Earthquakes originate along fault lines far below Earth’s surface where extreme conditions can cause chemical reactions that affect the amount of friction rocks create as they move against one another.

Previous experiments have already established that when rocks are put under high pressure and moved against one another at speeds of 1m/s, the rocks’ surface either begins to turn into a sort of gel or to melt, massively reducing the coefficient of friction between them.

“In terms of ground movement, these speeds of 1m/s are incredibly fast,” one of the study’s co-authors, Manolis Veveakis, assistant professor of civil and environmental engineering at Duke University in North Carolina, told Science Daily. “And remember that friction is synonymous with resistance. So if the resistance drops to zero, the object will move abruptly. This is an earthquake.”

The Duke University model can predict how the coefficient of friction drops as the speed of the rock slippage increases for multiple types of rocks, thereby giving seismologists a better chance of predicting when an earthquake might be triggered.

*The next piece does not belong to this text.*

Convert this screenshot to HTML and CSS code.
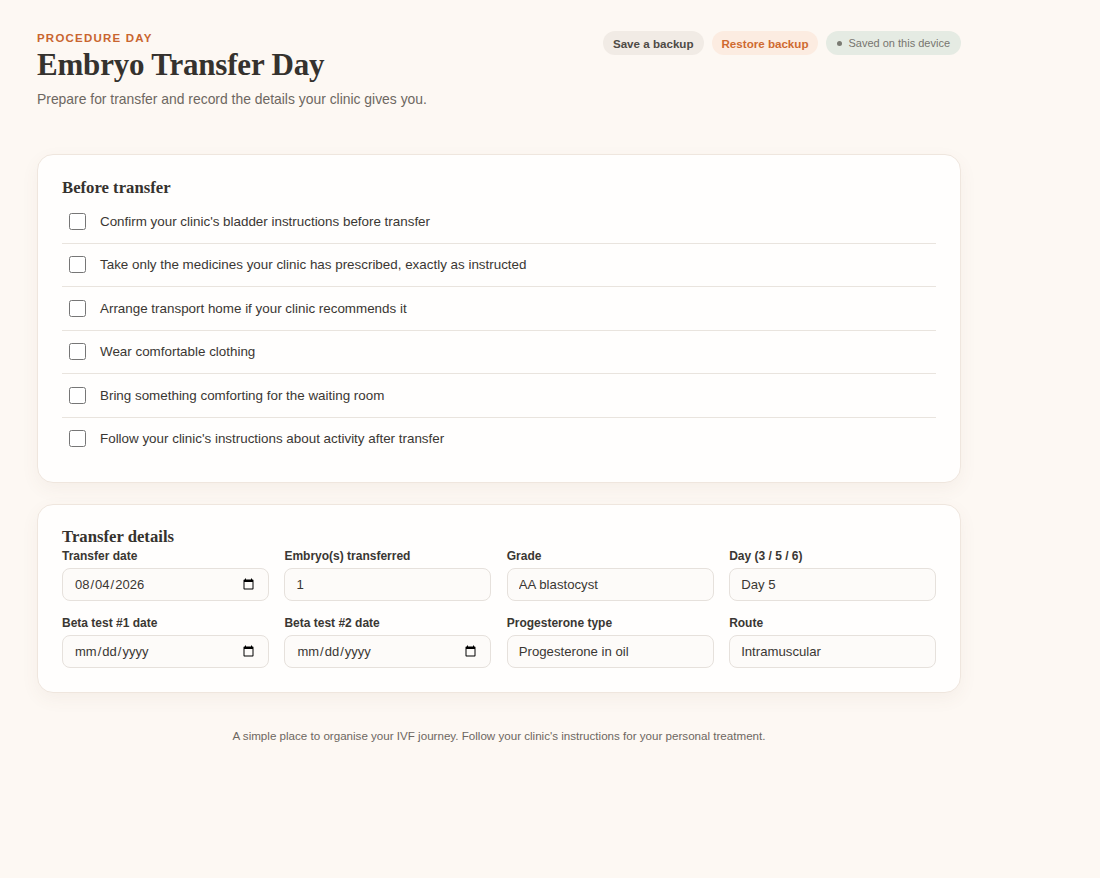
FILE: index.html
```html
<!DOCTYPE html>
<html lang="en">
<head>
<meta charset="utf-8">
<title>Embryo Transfer Day</title>
<link rel="stylesheet" href="styles.css">
</head>
<body>
<div class="page">
  <header class="top">
    <div class="intro">
      <div class="eyebrow">PROCEDURE DAY</div>
      <h1 class="title">Embryo Transfer Day</h1>
      <p class="lead">Prepare for transfer and record the details your clinic gives you.</p>
    </div>
    <div class="actions">
      <button class="pill pill-save">Save a backup</button>
      <button class="pill pill-restore">Restore backup</button>
      <span class="pill pill-status"><span class="dot"></span>Saved on this device</span>
    </div>
  </header>

  <section class="card card-check">
    <h2 class="card-title">Before transfer</h2>
    <ul class="checklist">
      <li class="check-row"><label><input type="checkbox" class="check"><span>Confirm your clinic's bladder instructions before transfer</span></label></li>
      <li class="check-row"><label><input type="checkbox" class="check"><span>Take only the medicines your clinic has prescribed, exactly as instructed</span></label></li>
      <li class="check-row"><label><input type="checkbox" class="check"><span>Arrange transport home if your clinic recommends it</span></label></li>
      <li class="check-row"><label><input type="checkbox" class="check"><span>Wear comfortable clothing</span></label></li>
      <li class="check-row"><label><input type="checkbox" class="check"><span>Bring something comforting for the waiting room</span></label></li>
      <li class="check-row"><label><input type="checkbox" class="check"><span>Follow your clinic's instructions about activity after transfer</span></label></li>
    </ul>
  </section>

  <section class="card card-details">
    <h2 class="card-title">Transfer details</h2>
    <div class="grid">
      <label class="field"><span class="field-label">Transfer date</span><input class="input input-date" type="date" value="2026-08-04"></label>
      <label class="field"><span class="field-label">Embryo(s) transferred</span><input class="input" type="text" value="1"></label>
      <label class="field"><span class="field-label">Grade</span><input class="input" type="text" value="AA blastocyst"></label>
      <label class="field"><span class="field-label">Day (3 / 5 / 6)</span><input class="input" type="text" value="Day 5"></label>
      <label class="field"><span class="field-label">Beta test #1 date</span><input class="input input-date" type="date"></label>
      <label class="field"><span class="field-label">Beta test #2 date</span><input class="input input-date" type="date"></label>
      <label class="field"><span class="field-label">Progesterone type</span><input class="input" type="text" value="Progesterone in oil"></label>
      <label class="field"><span class="field-label">Route</span><input class="input" type="text" value="Intramuscular"></label>
    </div>
  </section>

  <footer class="foot">A simple place to organise your IVF journey. Follow your clinic's instructions for your personal treatment.</footer>
</div>
</body>
</html>
```

FILE: styles.css
```css
* { box-sizing: border-box; }
html, body {
  margin: 0;
  padding: 0;
  background: #fdf8f3;
  font-family: "Liberation Sans", Arial, sans-serif;
  color: #3a3733;
}
.page {
  width: 924px;
  margin-left: 37px;
  padding-top: 30px;
}
.top {
  display: flex;
  justify-content: space-between;
  align-items: flex-start;
  margin-bottom: 46px;
}
.eyebrow {
  font-size: 11.5px;
  font-weight: 700;
  letter-spacing: 1.2px;
  color: #c9652f;
  margin-top: 1px;
  line-height: 14px;
}
.title {
  font-family: "Liberation Serif", "Times New Roman", serif;
  font-weight: 700;
  font-size: 31px;
  line-height: 36px;
  margin: 2px 0 0 0;
  color: #35322e;
  letter-spacing: -0.2px;
}
.lead {
  margin: 7px 0 0 0;
  font-size: 13.9px;
  line-height: 18px;
  color: #6d6761;
}
.actions {
  display: flex;
  gap: 8px;
  align-items: center;
  margin-top: 1px;
}
.pill {
  border: none;
  border-radius: 12px;
  height: 24px;
  padding: 0 10px;
  font-family: "Liberation Sans", Arial, sans-serif;
  font-size: 11.6px;
  display: inline-flex;
  align-items: center;
}
.pill-save {
  background: #f1ebe5;
  color: #4e4a45;
  font-weight: 700;
}
.pill-restore {
  background: #fcece1;
  color: #cf6a30;
  font-weight: 700;
}
.pill-status {
  background: #e5ebe3;
  color: #77756f;
  font-size: 11px;
  padding: 0 11px;
}
.dot {
  width: 5px;
  height: 5px;
  border-radius: 50%;
  background: #7a7a72;
  margin-right: 6px;
}
.card {
  background: #fffefd;
  border: 1px solid #efe6de;
  border-radius: 16px;
  box-shadow: 0 6px 18px rgba(120, 90, 60, 0.06);
  margin-bottom: 21px;
}
.card-check {
  padding: 23px 24px 22px 24px;
}
.card-title {
  font-family: "Liberation Serif", "Times New Roman", serif;
  font-weight: 700;
  font-size: 16.7px;
  line-height: 20px;
  margin: 0;
  color: #35322e;
}
.checklist {
  list-style: none;
  margin: 2px 0 0 0;
  padding: 0;
}
.check-row {
  border-bottom: 1px solid #e9e4de;
}
.check-row:last-child { border-bottom: none; }
.check-row label {
  display: flex;
  align-items: center;
  height: 42.5px;
  padding-left: 7px;
  font-size: 13.4px;
  color: #3a3733;
}
.check {
  width: 17px;
  height: 17px;
  margin: 0 14px 0 0;
  accent-color: #c9652f;
}
.card-details {
  padding: 22px 24px 24px 24px;
}
.grid {
  display: grid;
  grid-template-columns: repeat(4, 1fr);
  column-gap: 15.5px;
  row-gap: 14.5px;
  margin-top: 2px;
}
.field {
  display: flex;
  flex-direction: column;
}
.field-label {
  font-size: 12px;
  font-weight: 700;
  color: #3a3733;
  line-height: 15px;
  margin-bottom: 4px;
}
.input {
  height: 33px;
  border: 1px solid #e6e1dc;
  border-radius: 8px;
  background: #fdfbf9;
  padding: 0 11px;
  font-family: "Liberation Sans", Arial, sans-serif;
  font-size: 13.2px;
  color: #3a3733;
  width: 100%;
}
.input-date {
  font-size: 13px;
}
.foot {
  text-align: center;
  font-size: 11.6px;
  color: #6d6761;
  margin-top: 36px;
}
```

The computational model does this by taking into account the energy balance of all the complicated mechanical processes that take place during fault movement, including the effect of heat on mineral decomposition, nano-particle lubrication and surface melting.

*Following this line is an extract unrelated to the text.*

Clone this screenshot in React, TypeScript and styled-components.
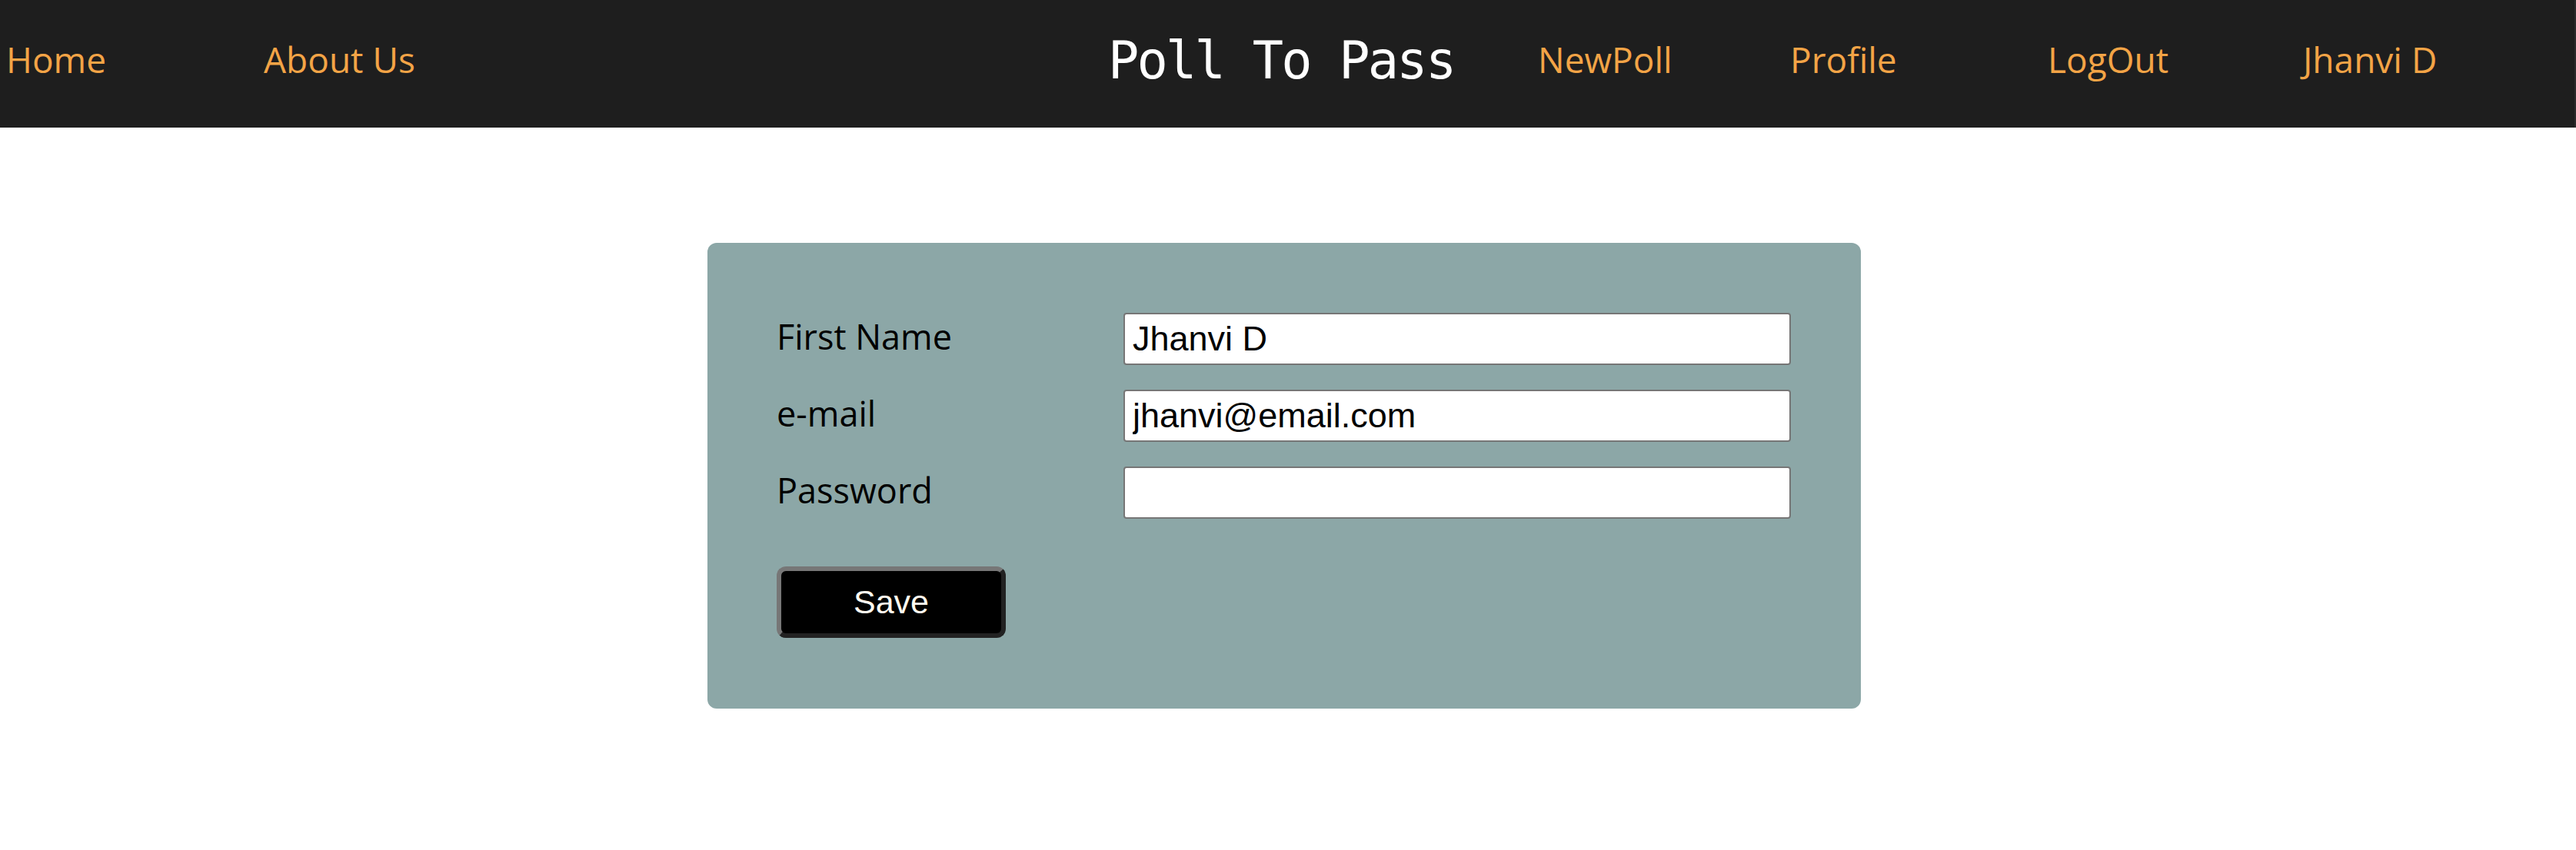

Because the model can be applied to so many different types of rock, the authors believe it is a general model that can be utilized in most situations.

Since scientists cannot fully recreate in the lab the intense pressure and heat environment present deep below ground, the researchers say their model can help scientists extrapolate to higher pressures and temperatures to get a better understanding of the conditions that build toward an earthquake.

“We still cannot predict earthquakes, but such studies are necessary steps we need to take in order to get there,” said Veveakis, whose paper on the model was published recently in Nature Communications.

“And in theory, if we could interfere with a fault, we could track its composition and intervene before it becomes unstable. That’s what we do with landslides. But, of course, fault lines are 20 miles underground, and we currently don’t have the drilling capacity to go there.”